This can be observed by looking at the list of the highest greenhouse gas emitters.³ Despite the fact that the greatest percentage of surplus carbon emissions lies with the big oil and gas producers, many of the places among the top 100 cumulative emitters are held by what are considered metal and mineral mining companies due to their digging of coal (e.g. Anglo American, Rio Tinto, Vale, Glencore). Meanwhile most of these companies continue to operate at full speed and proclaim themselves as “essential” to the transition. 

Even more strikingly, the value supply chains of the big metal and mineral companies are also the cause of major emissions due to materials which are energy-intensive in their extraction and processing, such as iron, copper, lithium, aluminium/bauxite etc. And these analyses do not take into account the plethora of other environmental and community impacts associated with mining. Major mining companies have been and continue to be “leaders” in climate breakdown, as opposed to climate action, which is what their public relations campaigns want us to believe.

The market capture of climate action by the mining industry

The narrative that mining is essential for climate action is a lie which is propagated most of all by companies and the industry which supports them. Mining expansions in the name of “green transition” are not, in fact, driven by altruism or genuine care for people and environment, but by market factors – namely, the rising values of key minerals and the geopolitical competition to control supply chains. 

Most of the key metals required for electrification of energy production (e.g. lithium, copper, nickel, cobalt and rare earths – the so-called battery metals, for electric vehicles) have seen rapid stock price rises in recent years. “Green Transition” mining is lucrative, and this has fuelled widespread greenwashing tactics in the industry. As companies seek supply chains and investors in green energy industries, their websites are filled with bold statements promoting their commitments to sourcing minerals for green energy solutions. Transnational corporate insurance firms like BlackRock now actively seek investment in green energy supply chains, while major mining companies such as  Rio Tinto and BHP have reinvented themselves as key producers of high-value “transition” minerals like lithium and copper.

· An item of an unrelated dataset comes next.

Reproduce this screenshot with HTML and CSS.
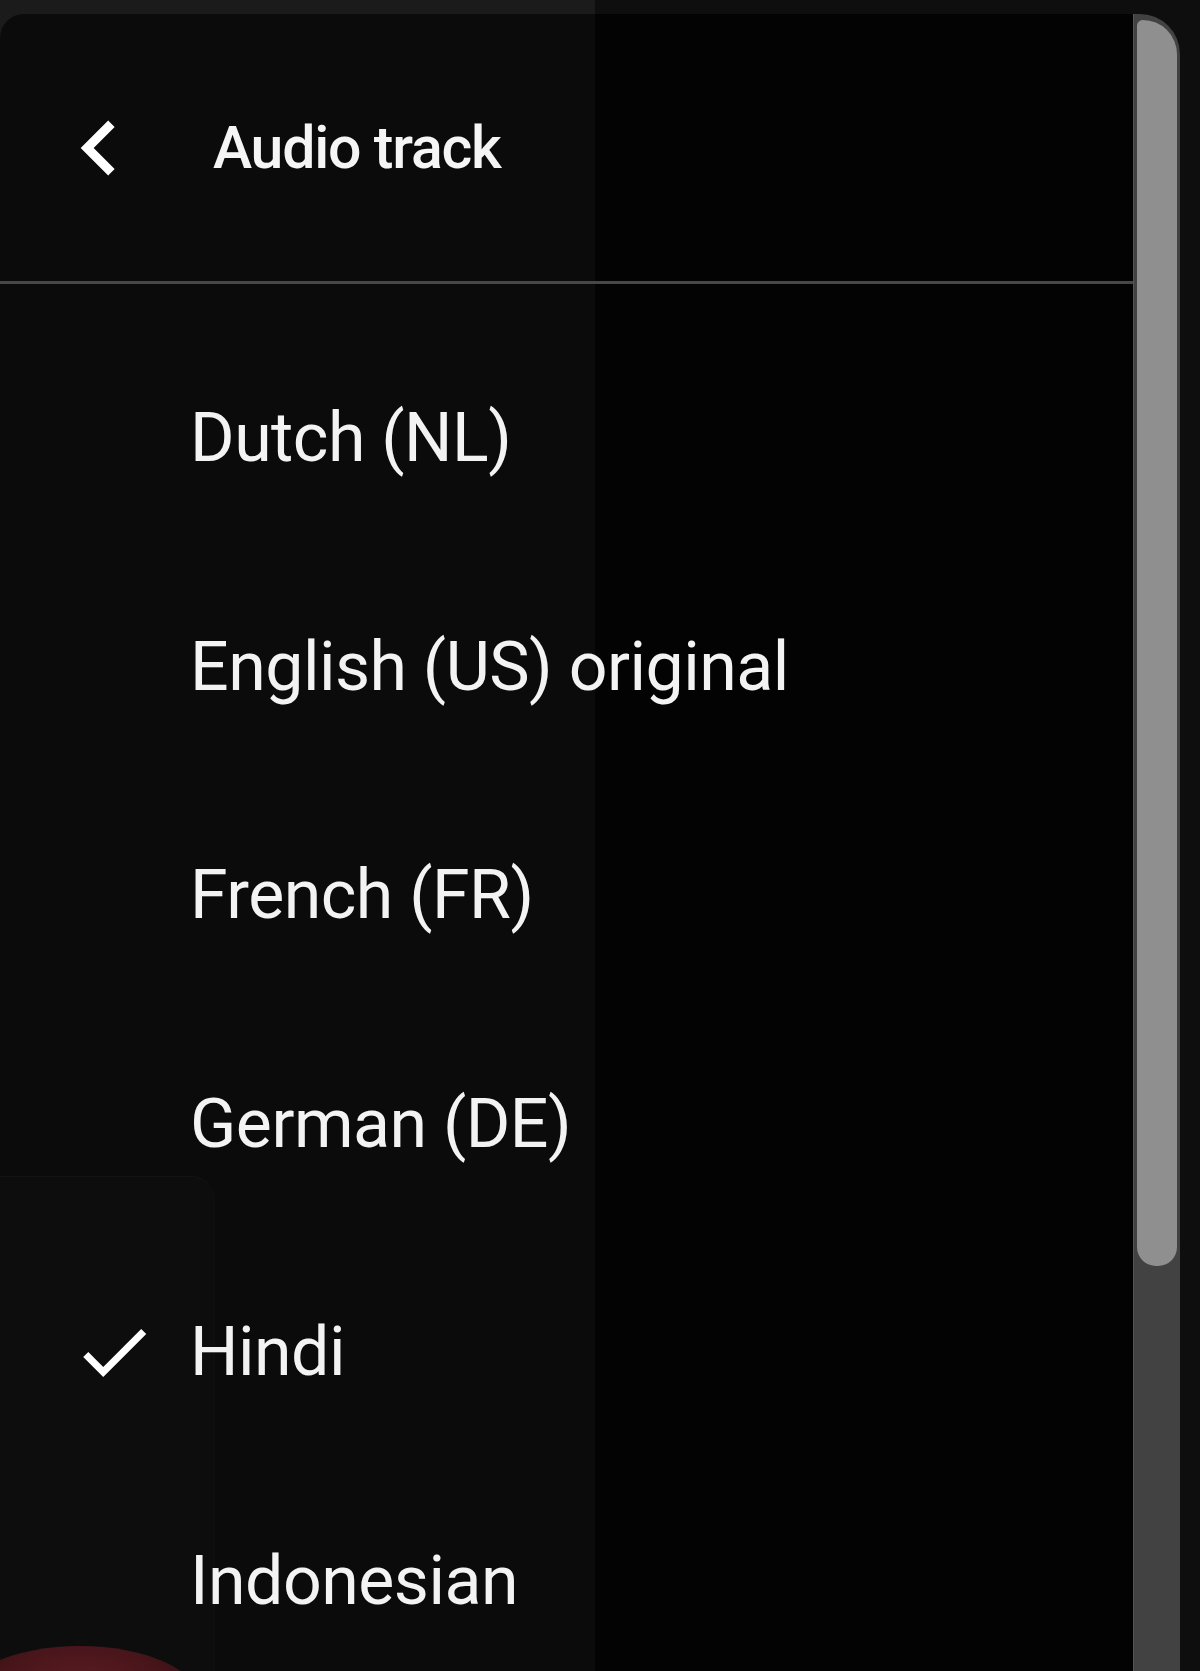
FILE: index.html
```html
<!DOCTYPE html>
<html lang="en">
<head>
<meta charset="utf-8">
<title>Audio track</title>
<link rel="stylesheet" href="styles.css">
</head>
<body>
<div class="screen">
  <div class="panel">
    <div class="content">
      <div class="header">
        <button class="back" aria-label="Back">
          <svg class="back-icon" viewBox="0 0 24 24" width="110" height="110">
            <path d="M15.41 7.41L14 6l-6 6 6 6 1.41-1.41L10.83 12z" fill="#ffffff"/>
          </svg>
        </button>
        <h1 class="title">Audio track</h1>
      </div>
      <ul class="list">
        <li class="item"><span class="check-slot"></span><span class="label">Dutch (NL)</span></li>
        <li class="item"><span class="check-slot"></span><span class="label">English (US) original</span></li>
        <li class="item"><span class="check-slot"></span><span class="label">French (FR)</span></li>
        <li class="item"><span class="check-slot"></span><span class="label">German (DE)</span></li>
        <li class="item selected"><span class="check-slot"><svg class="check" viewBox="0 0 24 24" width="86" height="86"><path d="M9 16.17L4.83 12l-1.42 1.41L9 19 21 7l-1.41-1.41z" fill="#ffffff"/></svg></span><span class="label">Hindi</span></li>
        <li class="item"><span class="check-slot"></span><span class="label">Indonesian</span></li>
      </ul>
    </div>
    <div class="track">
      <div class="thumb"></div>
    </div>
  </div>
</div>
</body>
</html>
```
FILE: styles.css
```css
* { box-sizing: border-box; }
html, body { margin: 0; padding: 0; }
body {
  width: 1200px;
  height: 1671px;
  overflow: hidden;
  background: linear-gradient(to right, #1b1b1b 0, #1b1b1b 595px, #0e0e0e 595px, #0e0e0e 100%);
  font-family: Roboto, "Noto Sans", "Liberation Sans", sans-serif;
  color: #ffffff;
}
.screen {
  width: 1200px;
  height: 1671px;
  padding-top: 14px;
}
.panel {
  position: relative;
  width: 1180px;
  height: 1657px;
  display: flex;
  border-radius: 24px 40px 0 0;
  overflow: hidden;
  background: linear-gradient(to right, #0b0b0b 0, #0b0b0b 595px, #030303 595px, #030303 100%);
}
/* faint video content seen through the translucent sheet */
.panel::before {
  content: "";
  position: absolute;
  left: 0;
  top: 1162px;
  width: 214px;
  height: 520px;
  border-radius: 0 24px 0 0;
  border-top: 1px solid #131313;
  border-right: 1px solid #101010;
  background: #0d0d0d;
}
.panel::after {
  content: "";
  position: absolute;
  left: -40px;
  top: 1632px;
  width: 240px;
  height: 110px;
  border-radius: 50%;
  background: radial-gradient(ellipse at 50% 40%, #5c1d22 0, #4a161b 45%, #341014 75%);
}
.content {
  position: relative;
  z-index: 2;
  flex: 1;
  display: flex;
  flex-direction: column;
}
.header {
  flex: 0 0 270px;
  height: 270px;
  display: flex;
  align-items: center;
  border-bottom: 3px solid #474747;
  padding-left: 44px;
}
.back {
  width: 110px;
  height: 110px;
  padding: 0;
  margin: 0;
  border: 0;
  background: none;
  display: flex;
  flex: 0 0 110px;
}
.back-icon { display: block; }
.title {
  margin: 0 0 0 59px;
  font-size: 59px;
  font-weight: 500;
  line-height: 1;
  letter-spacing: -1.2px;
  color: #f5f5f5;
}
.list {
  flex: 0 0 auto;
  list-style: none;
  margin: 0;
  padding: 40px 0 0 0;
}
.item {
  height: 228.5px;
  display: flex;
  align-items: center;
  padding-left: 71px;
}
.check-slot {
  width: 86px;
  height: 86px;
  flex: 0 0 86px;
  display: flex;
}
.check { display: block; }
.label {
  margin-left: 33px;
  font-size: 68px;
  line-height: 1;
  font-weight: 400;
  letter-spacing: -0.5px;
  color: #f3f3f3;
  white-space: nowrap;
}
.track {
  position: relative;
  z-index: 2;
  width: 47px;
  flex: 0 0 47px;
  background: #424242;
  border-left: 1px solid #545454;
  padding: 6px 3px 0 3px;
}
.thumb {
  height: 1246px;
  background: #8f8f8f;
  border-radius: 6px 36px 20px 20px;
}
```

The public relations campaigns of mining companies often focus on “environmental, social and governance” (ESG) standards which, far from guiding companies’ conduct on the ground, tend to serve as greenwashing tools to attract investors and serve political agendas. While there are some token industry efforts to monitor environmental and social impacts in mineral supply chains, these have resulted in things like “certification standards” schemes which, far from increasing due diligence, can further justify the greenwashing of companies while hiding their unjust and destructive activities from the public eye. Furthermore, the governmental policies that were brought to life to accompany the energy transition are being weakened and rolled back in line with the reduction of state powers tendencies.4

Transition minerals is different from critical minerals

The term ‘critical minerals’ is often confused with ‘transition minerals’, with the two terms used interchangeably in the media. But there is a distinction. “Transition minerals” refers specifically to minerals used in renewable technologies, including EVs. Meanwhile ‘critical minerals’  is a broader term referring to minerals which are prioritised by governments or multilateral institutions because of their use in technologies and several other sectors that have key economic importance in a certain place, at a certain moment. 

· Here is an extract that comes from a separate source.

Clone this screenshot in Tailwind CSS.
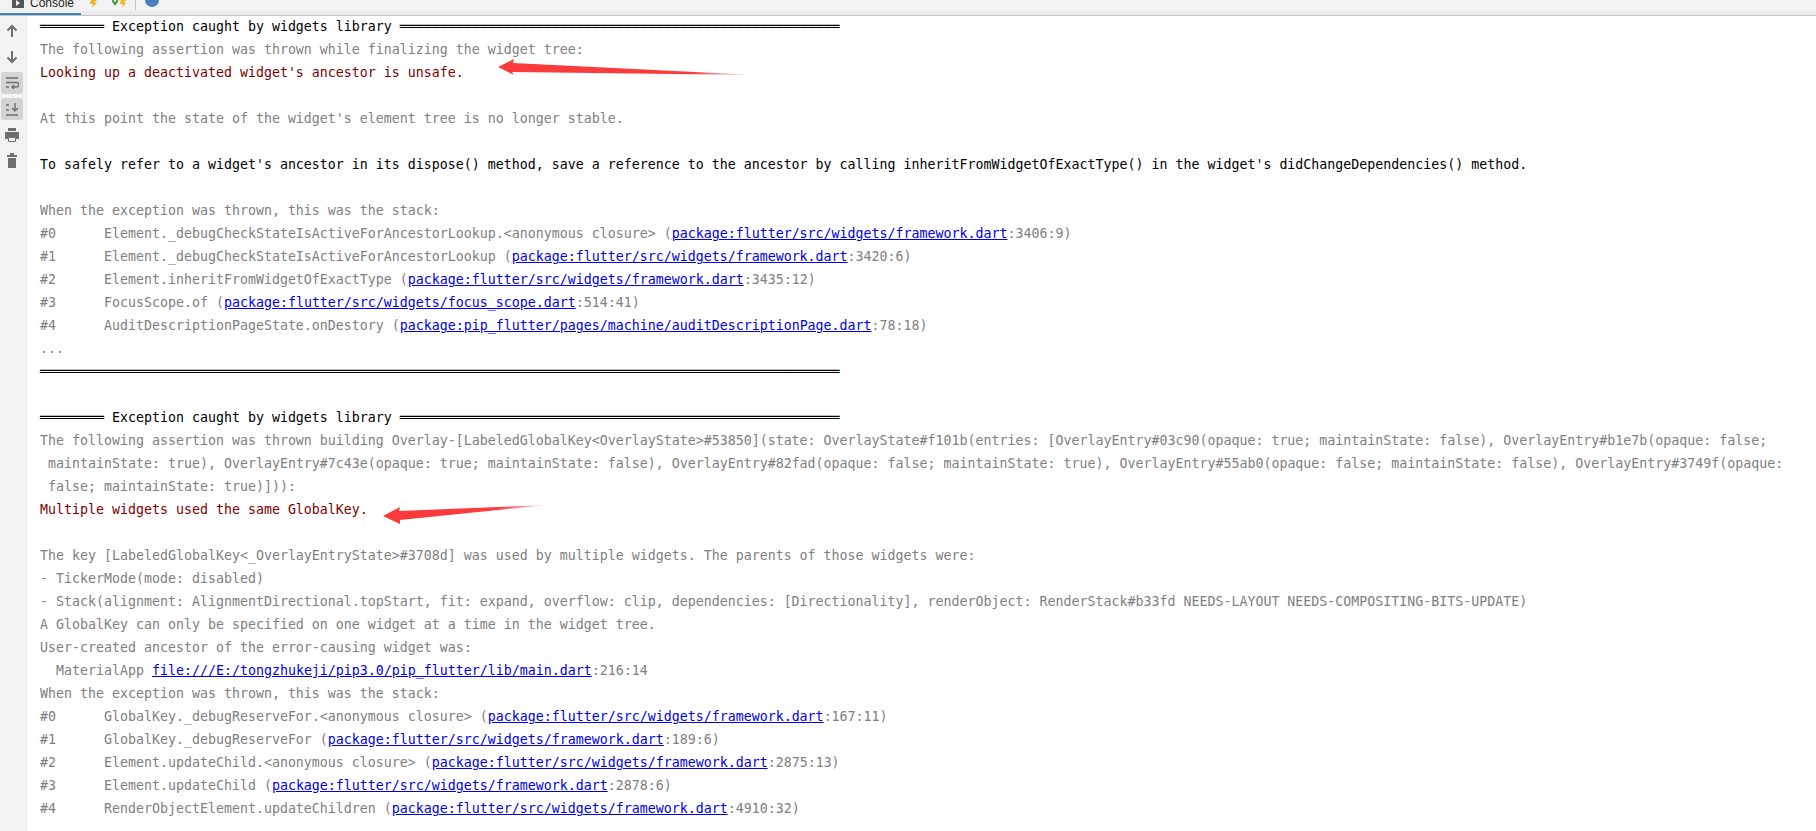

Only a limited amount of ‘critical minerals’ is destined for so-called low-carbon technologies. Over half the minerals designated as critical in the UK play “no major role” in the green transition, while one in five play “no role” even in the IEA’s net-zero scenario, and that in fact, no extra mining is needed to keep the planet under 1,5॰C degrees of warming. 

Government “critical minerals” strategies and policies are increasingly prioritising minerals for defence and national securityーin other words, warーover real climate action. Lithium, cobalt, nickel and rare earth metals are used in the manufacturing of weapons, including missiles, submarines and fighter jets. This means not only devastation and death for those populations targeted by wars and genocides, but also massive profits for the global arms industry. In 2023, the arms industry pocketed 632 billion U.S. dollars, and that is not counting what has been made from the genocide in Gaza, conflicts in Ukraine, Yemen, Sudan, the DRC and other places, and the Trump-led increase by NATO countries to raise their percentage spending of GDP on ‘defence and security’ to 5%.

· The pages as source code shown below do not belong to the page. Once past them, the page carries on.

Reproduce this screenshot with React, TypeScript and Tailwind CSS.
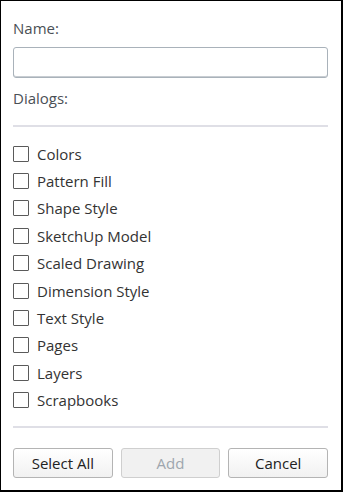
import React from "react";

const items = [
  "Colors",
  "Pattern Fill",
  "Shape Style",
  "SketchUp Model",
  "Scaled Drawing",
  "Dimension Style",
  "Text Style",
  "Pages",
  "Layers",
  "Scrapbooks",
];

export default function App() {
  return (
    <div
      className="w-[343px] h-[492px] bg-white border-t border-l border-r-2 border-b-2 border-black flex flex-col px-3"
      style={{ fontFamily: '"Open Sans", sans-serif' }}
    >
      <div className="text-[15px] text-[#4a4f55] mt-[17px] leading-[20px]">Name:</div>
      <input
        className="mt-[9px] h-[31px] w-[315px] rounded-[3px] border border-[#a9b2ba] shadow-[inset_0_-1px_0_#c8cdd2] outline-none"
        type="text"
      />
      <div className="text-[15px] text-[#4a4f55] mt-[10px] leading-[20px]">Dialogs:</div>
      <div className="mt-[17px] h-[2px] w-[315px] bg-[#dfdfe6]" />
      <div className="flex flex-col mt-[13px]">
        {items.map((t) => (
          <div key={t} className="flex items-center h-[27.4px] gap-[8px]">
            <div className="w-[16px] h-[16px] border border-[#5a5a5a] rounded-[1px] bg-white shrink-0" />
            <span className="text-[15px] text-[#333] leading-[20px]">{t}</span>
          </div>
        ))}
      </div>
      <div className="mt-[12px] h-[2px] w-[315px] bg-[#dfdfe6]" />
      <div className="flex gap-[8px] mt-[20px] w-[315px]">
        <button className="w-[100px] h-[30px] rounded-[3px] border border-[#b4b4b4] bg-gradient-to-b from-white to-[#f1f1f1] text-[15px] text-[#222]">
          Select All
        </button>
        <button className="w-[100px] h-[30px] rounded-[3px] border border-[#cfcfcf] bg-[#f1f1f1] text-[15px] text-[#9ea6ae]">
          Add
        </button>
        <button className="w-[100px] h-[30px] rounded-[3px] border border-[#b4b4b4] bg-gradient-to-b from-white to-[#f1f1f1] text-[15px] text-[#222]">
          Cancel
        </button>
      </div>
    </div>
  );
}
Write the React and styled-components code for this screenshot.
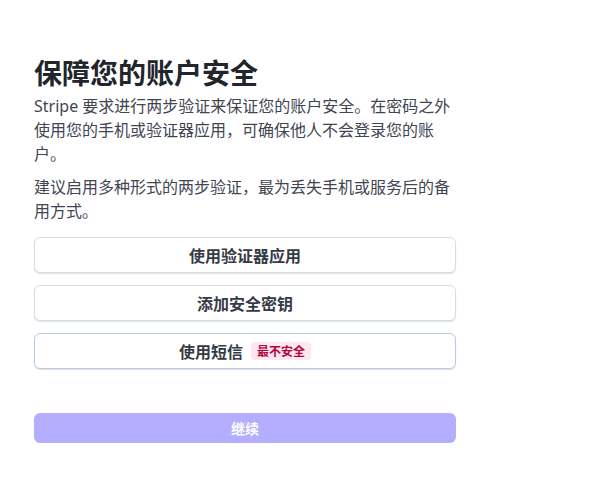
import React from "react";
import styled, { createGlobalStyle } from "styled-components";

const Global = createGlobalStyle`
  html, body { margin: 0; padding: 0; background: #ffffff; }
  body { font-family: "Noto Sans", "Noto Sans CJK SC", sans-serif; }
`;

const Page = styled.div`
  padding: 55px 0 40px 34px;
`;

const Card = styled.div`
  width: 422px;
  display: flex;
  flex-direction: column;
`;

const Title = styled.h1`
  margin: 0 0 3px;
  font-size: 28px;
  line-height: 36px;
  font-weight: 700;
  color: #21252c;
`;

const Text = styled.p`
  margin: 0 0 ${(p) => p.$mb || 0}px;
  font-size: 16px;
  line-height: 24px;
  color: #414552;
`;

const Options = styled.div`
  margin-top: 14px;
  display: flex;
  flex-direction: column;
  gap: 12px;
`;

const Option = styled.button`
  height: 36px;
  width: 100%;
  display: flex;
  align-items: center;
  justify-content: center;
  gap: 8px;
  background: #ffffff;
  border: 1px solid ${(p) => (p.$active ? "#b7cbe0" : "#d8dbe1")};
  border-radius: 6px;
  box-shadow: 0 1px 1px rgba(0, 0, 0, 0.12);
  font-family: inherit;
  font-size: 16px;
  font-weight: 700;
  color: #353a44;
  cursor: pointer;
  padding: 0;
`;

const Badge = styled.span`
  display: inline-flex;
  align-items: center;
  height: 18px;
  padding: 0 6px;
  border-radius: 4px;
  background: #ffe7f2;
  color: #b3063d;
  font-size: 12px;
  font-weight: 700;
`;

const Continue = styled.button`
  margin-top: 44px;
  height: 30px;
  width: 100%;
  border: none;
  border-radius: 6px;
  background: #b3aefe;
  color: #ffffff;
  font-family: inherit;
  font-size: 14px;
  font-weight: 700;
  padding: 0;
`;

export default function App() {
  return (
    <Page>
      <Global />
      <Card>
        <Title>保障您的账户安全</Title>
        <Text $mb={9}>
          Stripe 要求进行两步验证来保证您的账户安全。在密码之外使用您的手机或验证器应用，可确保他人不会登录您的账户。
        </Text>
        <Text>建议启用多种形式的两步验证，最为丢失手机或服务后的备用方式。</Text>
        <Options>
          <Option>使用验证器应用</Option>
          <Option>添加安全密钥</Option>
          <Option $active>
            使用短信<Badge>最不安全</Badge>
          </Option>
        </Options>
        <Continue disabled>继续</Continue>
      </Card>
    </Page>
  );
}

Learn more in YLNM Position Paper on mining and militarisation.

In sum, mining is not climate action, mineral mining is not replacing fossil fuels, and the minerals mined are mainly not going to renewable energy technologies; they are going into weapons of war and other profit-making ventures of the capitalist system. The result of this dynamic is the disempowerment, and even erasure, of the voices of communities who say “No” to mining projects due to the impacts and risks of extractive activities on their lands, water, health and livelihoods.

3. Yes to Life: Yes to transformations based on justice and care

What do we mean by a real Just Transition?

The United Nations defines a just transition as a framework “to ensure that no one is left behind in the shift to a low-carbon economy,” (UNEPFI) focusing largely on protecting workers and communities affected by the transition away from fossil fuels. While this framing recognises the need for social protection and job creation, it misses a critical truth: the crisis we face is not simply one of energy, but of extraction and exploitation. A just transition cannot be limited to swapping one set of extractive industries for another – e.g. swapping fossil fuel cars with battery-powered engines. The above definition of “just transition” in fact ends up perpetuating the colonial logic of green extractivism, justifying taking from Indigenous lands, displacing communities, poisoning water, and eroding biodiversity in the name of economic progress.

Just transitions

We remember that the concept just transition emerged from the labour movement in the 1980s, seeking to protect long-term well-being and health of workers and their communities. Since then, and long before its adoption in climate and government policies, it has been continually discussed, reworked and expanded by a range of social movements. On the sidelines of the COP30 meeting in Belém of Pará in November 2025, a number of gatherings shaped their own global calls for how a just transition should look like. The Peoples’ Summit (Cúpula dos Povos) gathered hundreds of local, national and international movements, indigenous and traditional peoples, and allies, joining together in a declaration for a “just, popular and inclusive energy transition with sovereignty, protection and reparation for territories.” A campaign initiated and led by the indigenous organisations and peoples of Brazilian Amazon and other countries in the basin and globally, asked for a “just, sovereign transition that puts life above profit.” La Via Campesina in their Manifesto for COP30 put peasant agroecology and food sovereignty at the centre of the just transition, asserting that the countries of the Global South have the right to transition on their own terms.  At the Thematic Social Forum on Mining and Extractive Economy (TSF) meeting in Belém, in which YLNM participated as an ally and member, we put forward a call to reject false “green” solutions and to build together a profound socio-ecological and systemic transformation that overcomes extractivism in all its forms. 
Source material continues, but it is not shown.